Like other current BMW petrol engines, the N63 has a full feature suite, including Valvetronic variable valve lift. As I said about the B58 and S58, I do not see how this helps a high-boost turbo engine; in fact, BMW is the only company doing it. This engine also uses rear-mounted timing chain setup, just like the EA825, which is very difficult to service, though at least BMW still uses roller chains.
N63 with the “M” output level is actually no better than the naturally-aspirated engines in Tier 2. With the “T” designation, N63 is slightly better, though not worth it considering the reliability baggage.
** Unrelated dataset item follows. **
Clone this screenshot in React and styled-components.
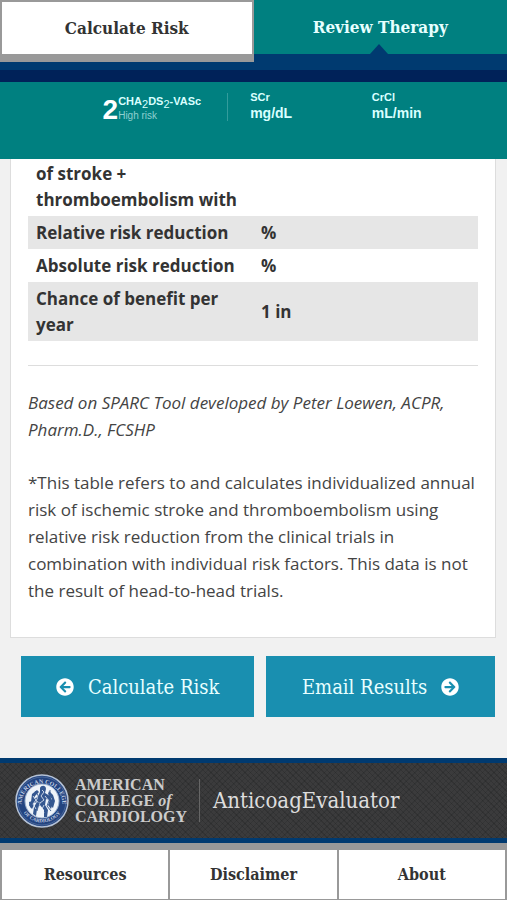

The S63 comes in some special-ish M cars and in my opinion should be the only BMW V8 to consider if you have to do it.
Probably, the S63 will have a lower ceiling than the S58. This is the main reason I think it is unappealing even compared to the Mercedes M177, because Mercedes’s six-cylinder is no good.

Mercedes M176

The M176 is the low-output variant of the M177. Other than being in a lower tax bracket in some countries, it is uncompetitive when compared to all of the engines that I mentioned above.
Of course, if a big Mercedes sedan or SUV is what you want, the M176 is what comes with the car.

BMW S68

Lastly, I have BMW’s new S68. It has very similar design to the N63 and S63 but uses hybridization much more aggressively. Compared to the S63, the S68 has slightly higher compression ratio. It also features a new ELECTRIC VANOS system. This is a first in BMW engines, as all previous VANOS variable valve timing systems used oil pressure.
Of course, this entails the use of 48V mild hybrid system. I guess we can expect a period of renewed turmoil in BMW reliability in the coming years.
To be honest, I don’t think this is a new design. BMW would say that it is an “8” because it is a TVDI engine. TVDI stands for Turbocharged, Valvetronic, Direct Injection; BMW says its engines are now coded B38, B48, and B58 for this reason. I say this is marketing nonsense; more likely, BMW sells many cars in China and wants to name everything “8”.
The S68 will completely replace the N63 and S63 in due course, but since Euro 7 is still years away, BMW will have the time to fix the engine’s problems.